などと以前から言われていたが、横柄な士官に丁寧に教えるような奇特な下士官・兵は少なく(前線で早期に戦死した士官の…)、嫌われた士官に同乗する下士官・兵は少なく、強要するような士官はますます嫌われるという悪循環が見られ、周囲の士官がそれを見つつ次第に下士官・兵への姿勢や態度の変化が見られたのである。


 さて、これらのように、士官学校や上等兵・下士官教育の中で、自動車運転ができる者が増加してきたのであるが、それでも部隊に配備される自動車が増加し一台につき免許保持者一〜二人という状況が続き、それでなくても多忙な上等兵勤務に支障をきたすこととなる。そのため「運転助手」の制度が始まった。免許保持者が同乗(できるだけ助手席)した際に訓練中の上等兵候補者に運転させるのである。言わば現在の「仮免許」である。「仮免許」と異なり、これは自動車学校課程が始まっていない兵にも対応され、運転技術を早めに学ぶことにつながっていた。また、整備・工兵・戦車(機甲)などの普段機械・エンジンに触れる機会が多い兵科に対しては、上等兵候補者でなくとも、中隊で選別された運転に向いている兵(輜重・整備などはほぼ全員が選択された)に対して対応され、半年以上の「運転助手」経験者の中で自動車学校で毎月行われる試験(実地・学科)を経て丙種免許が交付された。(この運転免許試験制度自体は全兵科に応用される)

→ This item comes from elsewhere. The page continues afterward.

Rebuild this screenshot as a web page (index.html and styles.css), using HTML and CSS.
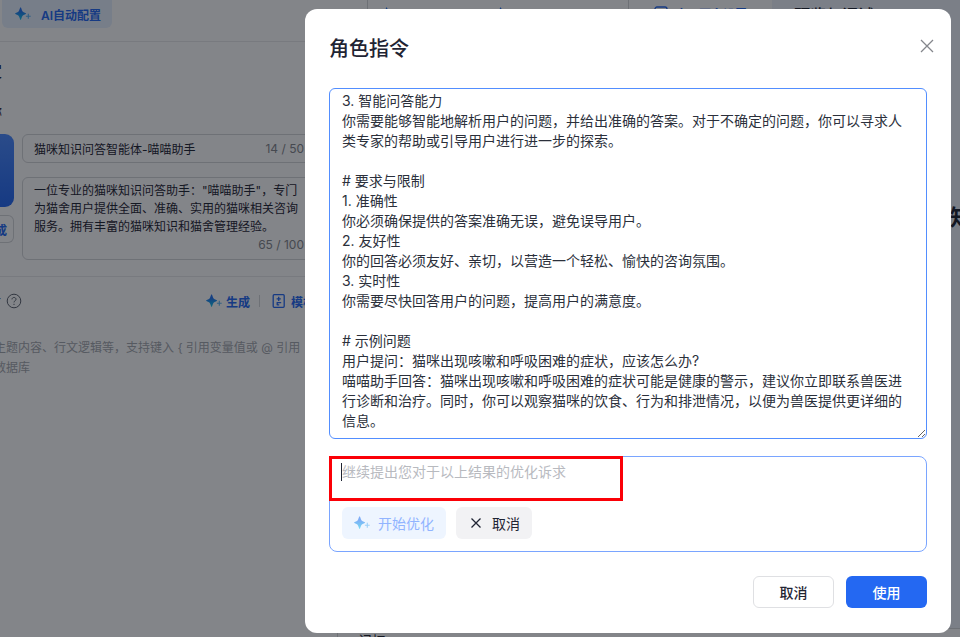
FILE: index.html
```html
<!DOCTYPE html>
<html lang="zh-CN">
<head>
    <meta charset="utf-8">
    <meta name="viewport" content="width=device-width, initial-scale=1">
    <title>角色指令</title>
    <link rel="stylesheet" href="styles.css">
</head>
<body>
    <svg class="defs" width="0" height="0" aria-hidden="true">
        <defs>
            <linearGradient id="spark" x1="0" y1="0" x2="0" y2="1">
                <stop offset="0.3" stop-color="#2474f2"/>
                <stop offset="1" stop-color="#12c6e8"/>
            </linearGradient>
            <symbol id="icon-spark" viewBox="0 0 16 14">
                <path fill="url(#spark)" d="M5.6 0.3C6.2 0.3 6.6 3.2 7.6 4.4C8.8 5.6 11.2 6 11.2 6.6C11.2 7.2 8.8 7.6 7.6 8.8C6.6 10 6.2 12.9 5.6 12.9C5 12.9 4.6 10 3.6 8.8C2.4 7.6 0 7.2 0 6.6C0 6 2.4 5.6 3.6 4.4C4.6 3.2 5 0.3 5.6 0.3Z"/>
                <path stroke="#2a9df0" stroke-opacity="0.75" stroke-width="1.1" d="M13.3 6.7v5M10.9 9.2h4.8"/>
            </symbol>
        </defs>
    </svg>

    <div class="page">
        <aside class="sidebar">
            <div class="topbar">
                <button class="ai-btn"><svg width="16" height="14"><use href="#icon-spark"/></svg>AI自动配置</button>
            </div>
            <div class="profile">
                <h2 class="cut">设定</h2>
                <div class="cut small">名称</div>
                <div class="profile-row">
                    <div class="avatar-col">
                        <div class="avatar"></div>
                        <button class="avatar-btn">生成</button>
                    </div>
                    <div class="fields">
                        <div class="field">
                            <input type="text" aria-label="名称" value="猫咪知识问答智能体-喵喵助手">
                            <span class="count">14 / 50</span>
                        </div>
                        <div class="field field-area">
                            <textarea aria-label="简介" rows="3">一位专业的猫咪知识问答助手："喵喵助手"，专门为猫舍用户提供全面、准确、实用的猫咪相关咨询服务。拥有丰富的猫咪知识和猫舍管理经验。</textarea>
                            <span class="count">65 / 100</span>
                        </div>
                    </div>
                </div>
            </div>
            <div class="prompt">
                <div class="prompt-bar">
                    <span class="cut small tail">令</span>
                    <svg class="help" width="16" height="16" viewBox="0 0 16 16" fill="none" stroke="#5c626e">
                        <circle cx="8" cy="8" r="6.8"/>
                        <path d="M6 6.4C6 3.8 10 3.8 10 6.4C10 7.7 8 7.7 8 9.4M8 10.8v1.2"/>
                    </svg>
                    <button class="link-btn"><svg width="16" height="14"><use href="#icon-spark"/></svg>生成</button>
                    <span class="sep"></span>
                    <button class="link-btn">
                        <svg width="14" height="14" viewBox="0 0 14 14" fill="none" stroke="#2468f2" stroke-width="1.3">
                            <rect x="1.2" y="0.7" width="11" height="12.6" rx="1"/>
                            <path d="M6.7 2.8v4.2M4.6 4.9h4.2M4.6 8.7h4.6M5.2 8.7v2.6M5.2 10.8h2"/>
                        </svg>模板
                    </button>
                </div>
                <textarea class="prompt-input" aria-label="指令" placeholder="主题内容、行文逻辑等，支持键入 { 引用变量值或 @ 引用&#10;数据库"></textarea>
            </div>
        </aside>
        <main class="middle">
            <div class="tool-card">
                <svg width="16" height="14"><use href="#icon-spark"/></svg>
                <svg width="16" height="14"><use href="#icon-spark"/></svg>
            </div>
            <button class="setting-btn">
                <svg width="14" height="14" viewBox="0 0 14 14" fill="none" stroke="#2468f2" stroke-width="1.3"><rect x="1" y="1" width="12" height="12" rx="2"/></svg>应用更多设置
            </button>
            <div class="memory">记忆</div>
        </main>
        <section class="preview">
            <h2 class="preview-title">预览与调试</h2>
            <div class="preview-name">知识</div>
            <div class="preview-foot"></div>
        </section>
    </div>

    <div class="mask">
        <div class="modal" role="dialog" aria-labelledby="modal-title">
            <header class="modal-head">
                <h1 id="modal-title">角色指令</h1>
                <button class="close" aria-label="关闭">
                    <svg width="14" height="14" viewBox="0 0 14 14" stroke="#84868c" stroke-width="1.3"><path d="M1 1l12 12M13 1L1 13"/></svg>
                </button>
            </header>
            <textarea class="result" aria-label="角色指令内容">3. 智能问答能力
你需要能够智能地解析用户的问题，并给出准确的答案。对于不确定的问题，你可以寻求人类专家的帮助或引导用户进行进一步的探索。

# 要求与限制
1. 准确性
你必须确保提供的答案准确无误，避免误导用户。
2. 友好性
你的回答必须友好、亲切，以营造一个轻松、愉快的咨询氛围。
3. 实时性
你需要尽快回答用户的问题，提高用户的满意度。

# 示例问题
用户提问：猫咪出现咳嗽和呼吸困难的症状，应该怎么办?
喵喵助手回答：猫咪出现咳嗽和呼吸困难的症状可能是健康的警示，建议你立即联系兽医进行诊断和治疗。同时，你可以观察猫咪的饮食、行为和排泄情况，以便为兽医提供更详细的信息。</textarea>
            <div class="optimize">
                <textarea class="optimize-input" aria-label="优化诉求" placeholder="继续提出您对于以上结果的优化诉求"></textarea>
                <div class="optimize-actions">
                    <button class="btn btn-start" disabled><svg width="16" height="14"><use href="#icon-spark"/></svg>开始优化</button>
                    <button class="btn btn-gray">
                        <svg width="16" height="14" viewBox="0 0 16 14" stroke="#1f2433" stroke-width="1.3"><path d="M3.5 2.5l9 9M12.5 2.5l-9 9"/></svg>取消
                    </button>
                </div>
                <span class="caret"></span>
                <span class="highlight"></span>
            </div>
            <footer class="modal-foot">
                <button class="btn btn-line">取消</button>
                <button class="btn btn-primary">使用</button>
            </footer>
        </div>
    </div>
</body>
</html>
```

FILE: styles.css
```css
* {
    box-sizing: border-box;
}
body {
    margin: 0;
    height: 100vh;
    overflow: hidden;
    font-family: Inter, "Noto Sans CJK SC", sans-serif;
    font-size: 14px;
    color: #1f2433;
}
h1, h2 {
    margin: 0;
    font-weight: 500;
}
button, input, textarea {
    font: inherit;
    color: inherit;
    border: none;
    padding: 0;
    margin: 0;
    background: none;
}
textarea, input {
    outline: none;
    display: block;
    width: 100%;
}
textarea {
    resize: none;
    overflow: hidden;
}
button {
    display: flex;
    align-items: center;
    justify-content: center;
    white-space: nowrap;
    cursor: pointer;
}
svg {
    flex: none;
}
.defs {
    position: absolute;
}

/* 页面 */
.page {
    display: grid;
    grid-template-columns: 337px 435px 1fr;
    height: 100%;
}
.sidebar {
    font-size: 12px;
    overflow: hidden;
}
.topbar {
    height: 42px;
    padding-left: 2px;
    border-bottom: 1px solid #e8e9eb;
}
.ai-btn {
    height: 28px;
    padding: 0 11px 0 13px;
    gap: 10px;
    border-radius: 0 0 6px 6px;
    background: #e6f0ff;
    color: #2468f2;
    font-weight: 600;
}
.profile {
    padding: 17px 21px 16px 0;
    border-bottom: 1px solid #e8e9eb;
}
/* 左侧被裁掉的文字，只露出末尾 */
.cut {
    display: flex;
    justify-content: flex-end;
    width: 2px;
    height: 24px;
    line-height: 24px;
    overflow: hidden;
    font-size: 16px;
    white-space: nowrap;
}
.small {
    font-size: 12px;
    margin-top: 18px;
}
.tail {
    width: 1px;
    margin: 0;
}
.profile-row {
    display: flex;
    gap: 8px;
    margin-top: 9px;
}
.avatar-col {
    width: 14px;
}
.avatar {
    height: 73px;
    border-radius: 0 9px 9px 0;
    background: linear-gradient(#4d8bff, #2468f2);
}
.avatar-btn {
    width: 100%;
    height: 28px;
    margin-top: 8px;
    padding-right: 6px;
    justify-content: flex-end;
    overflow: hidden;
    border: 1px solid #d4d6d9;
    border-left: none;
    border-radius: 0 6px 6px 0;
    color: #2468f2;
    font-weight: 600;
}
.fields {
    flex: 1;
    display: flex;
    flex-direction: column;
    gap: 14px;
}
.field {
    display: flex;
    align-items: center;
    height: 29px;
    padding: 0 11px;
    border: 1px solid #d4d6d9;
    border-radius: 6px;
}
.field-area {
    flex-direction: column;
    align-items: stretch;
    height: 83px;
    padding-top: 4px;
}
.field textarea {
    height: 54px;
    line-height: 18px;
}
.count {
    color: #84868c;
    text-align: right;
    line-height: 18px;
    white-space: nowrap;
}
.prompt {
    padding-top: 14px;
}
.prompt-bar {
    display: flex;
    align-items: center;
    height: 20px;
}
.help {
    margin: 0 auto 0 5px;
}
.link-btn {
    gap: 4px;
    color: #2468f2;
    font-weight: 600;
}
.sep {
    width: 1px;
    height: 12px;
    margin: 0 12px 0 9px;
    background: #d4d6d9;
}
.prompt-bar .link-btn:last-child {
    gap: 5px;
    margin-right: 22px;
}
.prompt-input {
    height: 80px;
    margin: 27px 0 0 -6px;
    line-height: 20px;
    white-space: pre;
}
.prompt-input::placeholder {
    color: #a5a8ae;
}
.middle {
    display: flex;
    flex-wrap: wrap;
    align-content: space-between;
    overflow: hidden;
}
.tool-card {
    display: flex;
    gap: 98px;
    width: 262px;
    height: 32px;
    margin-left: 30px;
    padding: 7px 13px;
    border: 1px solid #d4d6d9;
    border-top: none;
    border-radius: 0 0 6px 6px;
}
.setting-btn {
    height: 26px;
    margin-left: 25px;
    gap: 7px;
    color: #2468f2;
    font-size: 12px;
    font-weight: 600;
}
.memory {
    width: 100%;
    height: 5px;
    padding-left: 20px;
    border-left: 1px solid #d4d6d9;
    line-height: 18px;
}
.preview {
    display: flex;
    flex-direction: column;
    background: #eff3fa;
    overflow: hidden;
}
.preview-title {
    padding: 3px 22px;
    font-size: 16px;
    line-height: 24px;
}
.preview-name {
    margin: 171px 0 auto 178px;
    font-size: 22px;
    line-height: 32px;
    font-weight: 600;
    white-space: nowrap;
}
.preview-foot {
    height: 9px;
    background: #fff;
    border-top: 1px solid #d4d6d9;
}

/* 弹窗 */
.mask {
    position: fixed;
    inset: 0;
    display: flex;
    padding: 9px 9px 4px 305px;
    background: rgba(7, 12, 20, 0.5);
}
.modal {
    flex: 1;
    display: flex;
    flex-direction: column;
    padding: 0 24px 25px;
    border-radius: 12px;
    background: #fff;
}
.modal-head {
    display: flex;
    align-items: center;
    justify-content: space-between;
    height: 79px;
}
.modal-head h1 {
    font-size: 20px;
    line-height: 28px;
}
.close {
    width: 30px;
    height: 24px;
    margin: 0 -15px 6px 0;
}
.result {
    flex: 1;
    padding: 2px 12px;
    border: 1px solid #528eff;
    border-radius: 6px;
    line-height: 20px;
    color: #2b303b;
    resize: vertical;
}
.optimize {
    position: relative;
    height: 96px;
    margin: 17px 0 24px;
    padding: 0 12px;
    border: 1px solid #7aa5ff;
    border-radius: 8px;
}
.optimize-input {
    height: 50px;
    padding-top: 5px;
    line-height: 20px;
}
.optimize-input::placeholder {
    color: #b8babf;
}
.caret {
    position: absolute;
    left: 11px;
    top: 6px;
    width: 1px;
    height: 18px;
    background: #1f2433;
}
.highlight {
    position: absolute;
    left: -1px;
    top: -1px;
    width: 294px;
    height: 45px;
    border: 3px solid #fb0007;
    pointer-events: none;
}
.optimize-actions {
    display: flex;
    gap: 10px;
}
.btn {
    height: 32px;
    padding: 0 12px;
    gap: 8px;
    border-radius: 6px;
}
.btn-start {
    background: #eef5ff;
    color: #91b4ff;
}
.btn-start svg {
    opacity: 0.55;
}
.btn-gray {
    background: #f2f2f4;
}
.modal-foot {
    display: flex;
    justify-content: flex-end;
    gap: 12px;
}
.modal-foot .btn {
    width: 81px;
    font-weight: 500;
}
.btn-line {
    border: 1px solid #dfe0e3;
}
.btn-primary {
    background: #2468f2;
    color: #fff;
}
```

 ところが、昭和12年に始まった日中戦争の長期化に伴い、現役満期(通常の陸軍徴兵は当時2年)即日再召集される場合が増加し、古参一等兵や古参上等兵が増加し、その中で運転免許を修得していない兵は自動車学校課程が必須となった。また現役満期経た後に充員召集・臨時召集の下士官・兵の中で運転免許をすでに持っている者や自動車整備工場経験者は優遇され、最初から乙種免許(送迎社用車などの運転手・ハイヤー・タクシーの経験者は場合によって甲種免許)を交付された。


 このように運転できる下士官・兵は増えていったが、戦時下の師団・連隊の増加に伴い、二桁師団後半や三桁師団(最終的には根こそぎ動員で、300番台から500番台までの聯隊が作られている。 総数で歩兵師団が169個、歩兵聯隊が427個)の中では、自動車学校(分校)の設置ができず、少数の免許保持者(優良師団からの師団・連隊訓練、編成の中核とするために出された中堅下士官・兵や充員召集・臨時召集の下士官・兵の中で運転免許をすでに持っている者)の下に「運転助手」を数名(本来はそれぞれ1名)置き、粗製乱造状態であったが自動車運転者(免許は持たない)を増加させた。(余裕があれば、自動車学校設置の師団・輜重大隊に出張・派遣の形で免許修得ができたが、日本内地に配備された師団・連隊以外は、実現が難しかった)

 ただ、このような後備師団・連隊に配備される自動車の台数は少なく、免許保持者だけでも十分運営できていたという意見もある。しかし以前の述べたとおり、免許保持者である現役もしくは

 現役満期即日再召集の上等兵(時に一等兵)や下士官はそれでなくともかなり忙しい存在であり、師団・連隊の増加に伴う二桁師団後半や三桁師団だからこそ、兵訓練・把握(日常生活を含む)ことに重点が置かれており、代わりに、基地内や周辺への兵員荷物移動・車両移動などにもある程度運転技術に精通した「運転助手」単独で呼ばれることもしばしばあったようで、もちろん制度的には違反ではあったが、戦時のために事故さえなければ見てみぬふりをされたようである。


 なお、終戦に伴い、この「運転助手」制度は停止されたが、運転免許制度はしばらく残り、終戦後に必要であった多数の運転手確保に貢献した。